For what Intel is calling the 8th generation, the company has explicitly stated that it will feature multiple architectures, including the Kaby Lake refresh processors (like the 15-watt CPUs announced here), Coffee Lake designs, and Cannonlake designs. It will also have parts built on the 14nm process technology node currently in use today as well as the 10nm process technology due next year. Coffee Lake will likely find its way to the desktop consumer market later this year as a 14nm design while Cannonlake could be the 10nm refresh of Coffee Lake and span many different product segments.

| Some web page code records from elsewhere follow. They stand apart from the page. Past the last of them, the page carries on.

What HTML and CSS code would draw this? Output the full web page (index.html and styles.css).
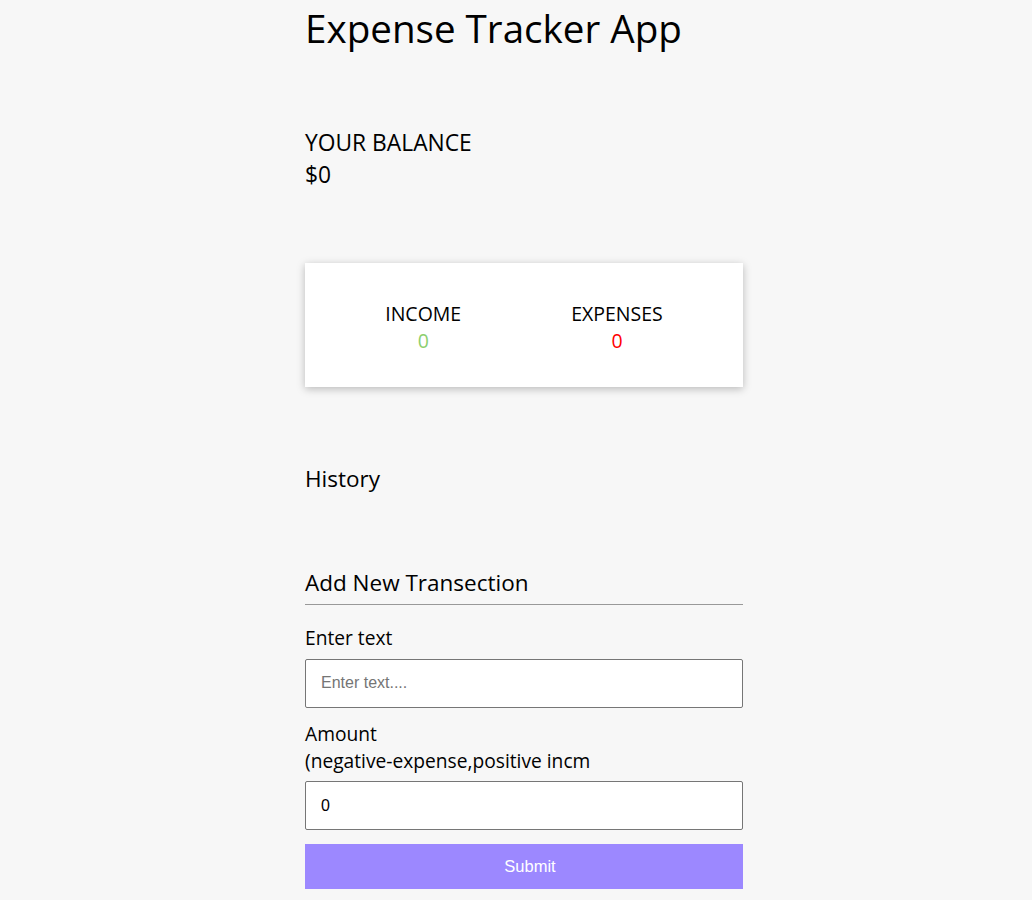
FILE: index.html
```html
<!DOCTYPE html>
<html lang="en">
<head>
  <meta charset="UTF-8" />
  <meta name="viewport" content="width=device-width, initial-scale=1.0" />
  <title>Expense Tracker App</title>
  <link rel="stylesheet" href="styles.css">
</head>
<body>
  <div class="container">
    <h1>Expense Tracker App</h1>

    <div class="balance">
      <h4>YOUR BALANCE</h4>
      <p id="balance">$0</p>
    </div>

    <div class="inc-exp">
      <div class="col">
        <h4>INCOME</h4>
        <p class="money plus" id="income">0</p>
      </div>
      <div class="col">
        <h4>EXPENSES</h4>
        <p class="money minus" id="expense">0</p>
      </div>
    </div>

    <h3 class="history">History</h3>
    <ul class="list" id="list"></ul>

    <h3 class="add-title">Add New Transection</h3>
    <form id="form">
      <div class="form-control">
        <label for="text">Enter text</label>
        <input type="text" id="text" placeholder="Enter text....">
      </div>
      <div class="form-control">
        <label for="amount">Amount<br>(negative-expense,positive incm</label>
        <input type="number" id="amount" value="0">
      </div>
      <button class="btn" type="button">Submit</button>
    </form>
  </div>
</body>
</html>
```

FILE: styles.css
```css
body {
    font-family: "Open Sans", sans-serif;
    background-color: #f7f7f7;
    color: #000;
    margin: 0;
    padding-left: 16px;
}

.container {
    width: 438px;
    margin: 0 auto;
}

h1 {
    font-size: 38.6px;
    font-weight: 400;
    line-height: 56px;
    margin: 0;
}

.balance {
    margin-top: 71px;
}

.balance h4,
.balance p {
    font-size: 22.8px;
    font-weight: 400;
    line-height: 31.5px;
    margin: 0;
}

.inc-exp {
    background-color: #fff;
    box-shadow: 0 2px 8px rgba(0, 0, 0, 0.25);
    margin-top: 73px;
    height: 124px;
    display: flex;
    justify-content: center;
    align-items: center;
    gap: 110px;
    text-align: center;
}

.col {
    padding-top: 3px;
}

.col h4,
.col p {
    font-size: 19.5px;
    font-weight: 400;
    line-height: 27px;
    margin: 0;
}

.money.plus {
    color: #8ccf6e;
}

.money.minus {
    color: #ff0000;
}

.history,
.add-title {
    font-size: 22.5px;
    font-weight: 400;
    line-height: 30px;
    margin: 0;
}

.history {
    margin-top: 77px;
}

.list {
    margin: 0;
    padding: 0;
    list-style: none;
    height: 74px;
}

.add-title {
    padding-bottom: 6px;
    border-bottom: 1px solid #999;
}

.form-control {
    margin-top: 13.5px;
}

.form-control:first-child {
    margin-top: 20px;
}

label {
    display: block;
    font-size: 19.2px;
    line-height: 26.5px;
    margin-bottom: 7px;
}

input {
    display: block;
    box-sizing: border-box;
    width: 100%;
    height: 49px;
    border: 1px solid #767676;
    border-radius: 2px;
    padding: 0 15px;
    font-family: "Liberation Sans", Arial, sans-serif;
    font-size: 16px;
}

.btn {
    display: block;
    width: 100%;
    height: 45px;
    margin-top: 14px;
    padding: 0 0 0 12px;
    background-color: #9c88ff;
    color: #fff;
    border: none;
    font-family: "Liberation Sans", Arial, sans-serif;
    font-size: 16.5px;
    cursor: pointer;
}
```
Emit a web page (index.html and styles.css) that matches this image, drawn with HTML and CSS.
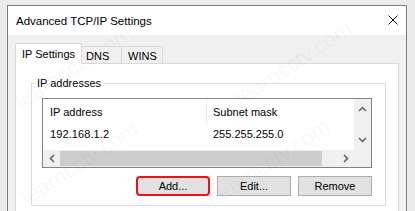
FILE: index.html
```html
<!DOCTYPE html>
<html>
<head>
<meta charset="utf-8">
<link rel="stylesheet" href="styles.css">
</head>
<body>
<div class="window">
  <div class="titlebar">
    <span class="title">Advanced TCP/IP Settings</span>
    <svg class="close" width="10" height="10" viewBox="0 0 10 10"><path d="M0.5 0.5L9.5 9.5M9.5 0.5L0.5 9.5" stroke="#111" stroke-width="1" fill="none"/></svg>
  </div>
  <div class="body">
    <div class="tabs">
      <div class="tab active">IP Settings</div>
      <div class="tab dns">DNS</div>
      <div class="tab wins">WINS</div>
    </div>
    <div class="panel">
      <fieldset class="group">
        <legend>IP addresses</legend>
        <div class="list">
          <div class="list-main">
            <div class="row head">
              <div class="c1">IP address</div>
              <div class="c2">Subnet mask</div>
            </div>
            <div class="row">
              <div class="c1 ip">192.168.1.2</div>
              <div class="c2 nosep">255.255.255.0</div>
            </div>
          </div>
          <div class="vscroll">
            <svg width="9" height="6" viewBox="0 0 9 6"><path d="M1 5L4.5 1.5L8 5" stroke="#606060" stroke-width="1.5" fill="none"/></svg>
            <svg width="9" height="6" viewBox="0 0 9 6"><path d="M1 1L4.5 4.5L8 1" stroke="#606060" stroke-width="1.5" fill="none"/></svg>
          </div>
          <div class="hscroll">
            <div class="arrow"><svg width="6" height="9" viewBox="0 0 6 9"><path d="M5 1L1.5 4.5L5 8" stroke="#606060" stroke-width="1.5" fill="none"/></svg></div>
            <div class="thumb"></div>
            <div class="track"></div>
            <div class="arrow"><svg width="6" height="9" viewBox="0 0 6 9"><path d="M1 1L4.5 4.5L1 8" stroke="#606060" stroke-width="1.5" fill="none"/></svg></div>
          </div>
          <div class="corner"></div>
        </div>
        <div class="btns">
          <button class="btn hl">Add...</button>
          <button class="btn">Edit...</button>
          <button class="btn">Remove</button>
        </div>
      </fieldset>
    </div>
  </div>
  <span class="wm wm1">learncctv.com</span>
  <span class="wm wm2">learncctv.com</span>
  <span class="wm wm3">learncctv.com</span>
  <span class="wm wm4">learncctv.com</span>
</div>
</body>
</html>
```
FILE: styles.css
```css
* { box-sizing: border-box; }
html, body { margin: 0; padding: 0; }
body {
  background: #ebebeb;
  width: 415px;
  height: 211px;
  overflow: hidden;
  font-family: "Liberation Sans", Arial, sans-serif;
  font-size: 11px;
  color: #000;
}
.window {
  position: relative;
  margin: 5px 0 0 7px;
  width: 400px;
  height: 210px;
  border: 1px solid #7c7c7c;
  border-bottom: 0;
  background: #f0f0f0;
  overflow: hidden;
}
.titlebar {
  height: 29px;
  background: #fff;
  display: flex;
  align-items: center;
  justify-content: space-between;
  padding: 0 8px 0 8px;
}
.title { font-size: 11.5px; line-height: 16px; }
.close { display: block; margin-top: -1px; }
.body { padding: 8px 7px 0 7px; }
.tabs {
  display: flex;
  align-items: flex-end;
  height: 21px;
  margin-bottom: -1px;
  position: relative;
  z-index: 1;
}
.tab {
  border: 1px solid #d9d9d9;
  border-bottom: 0;
  background: #f0f0f0;
  line-height: 16px;
  white-space: nowrap;
}
.tab.active {
  width: 67px;
  height: 21px;
  background: #fff;
  padding: 2px 0 0 6px;
}
.tab.dns, .tab.wins {
  height: 17px;
  margin-bottom: 1px;
  border-left: 0;
  padding-top: 1px;
}
.tab.dns { width: 40px; padding-left: 4px; }
.tab.wins { width: 41px; padding-left: 6px; }
.panel {
  background: #fff;
  border: 1px solid #d9d9d9;
  height: 160px;
  padding: 11px 12px 0 15px;
}
.group {
  margin: 0;
  border: 1px solid #dcdcdc;
  padding: 0 13px 9px 10px;
  min-width: 0;
}
.group legend {
  padding: 0 2px;
  margin-left: -7px;
  line-height: 16px;
}
.list {
  margin-top: 7px;
  height: 70px;
  border: 1px solid #828282;
  display: grid;
  grid-template-columns: 1fr 17px;
  grid-template-rows: 51px 17px;
  background: #fff;
}
.list-main { overflow: hidden; }
.row { display: flex; height: 22px; align-items: center; white-space: nowrap; }
.row.head { height: 24px; padding-top: 2px; }
.c1 { width: 163px; flex: none; padding-left: 7px; }
.c1.ip { letter-spacing: 0.1px; }
.c2 { padding-left: 6px; border-left: 1px solid #e5e5e5; height: 100%; display: flex; align-items: center; }
.c2.nosep { border-left-color: transparent; }
.vscroll {
  background: #f0f0f0;
  display: flex;
  flex-direction: column;
  justify-content: space-between;
  align-items: center;
  padding: 7px 0 7px 0;
}
.vscroll svg, .arrow svg { display: block; }
.hscroll {
  background: #f0f0f0;
  display: flex;
  align-items: stretch;
}
.arrow {
  width: 17px;
  flex: none;
  display: flex;
  align-items: center;
  justify-content: center;
}
.thumb { width: 262px; flex: none; background: #cdcdcd; margin: 1px 0; }
.track { flex: 1; }
.corner { background: #f0f0f0; }
.btns {
  display: flex;
  justify-content: flex-end;
  gap: 7px;
  margin-top: 8px;
}
.btn {
  width: 74px;
  height: 20px;
  background: #e1e1e1;
  border: 1px solid #adadad;
  font-family: "Liberation Sans", Arial, sans-serif;
  font-size: 11px;
  color: #000;
  padding: 0;
  line-height: 16px;
}
.btn.hl {
  border: 2px solid #e8141b;
  border-radius: 4px;
}
.wm {
  position: absolute;
  font-family: "Liberation Sans", sans-serif;
  font-size: 22px;
  line-height: 24px;
  color: rgba(0, 0, 0, 0.04);
  transform: rotate(-33deg);
  transform-origin: left bottom;
  white-space: nowrap;
  pointer-events: none;
}
.wm1 { left: 16px; top: 84px; }
.wm2 { left: 236px; top: 80px; }
.wm3 { left: 22px; top: 180px; }
.wm4 { left: 214px; top: 178px; }
```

In truth, it’s all very confusing, and unnecessarily so. Intel tried to justify the change by telling us that the generations will be viewed “through the lens” of consumers and business that have specific needs for performance, battery life, and features. To me, it seems that simply excluding the Kaby Lake refresh processors from the 8th generation branding would have solved much of this issue, but maybe other Kaby Lake-based processors are still coming to fruition that we aren’t aware of that will need the branding advancement.
Regardless of what Intel calls them and why, the 15-watt processor announcements today will have a dramatic impact on performance for consumers that fall into the 2-in-1 or thin and light landscape. As a user in this space myself, I can tell you I am personally excited at the idea of better performance for light video editing on the go (even if plugged into power) while no longer needing to be bogged down by a big, heavy notebook to ensure top performance. This move should put AMD’s Raven Ridge on notice, as the expected quad-core design will now have to rely nearly completely on its integrated GPU performance to stand out. It also puts Qualcomm on edge with the pending release of Windows 10 devices powered by Snapdragon that may have more trouble dealing with potential performance considerations.
As I said at the beginning, if you thought this fall was going to be a snooze-fest after the excitement of the summer, you are sorely mistaken.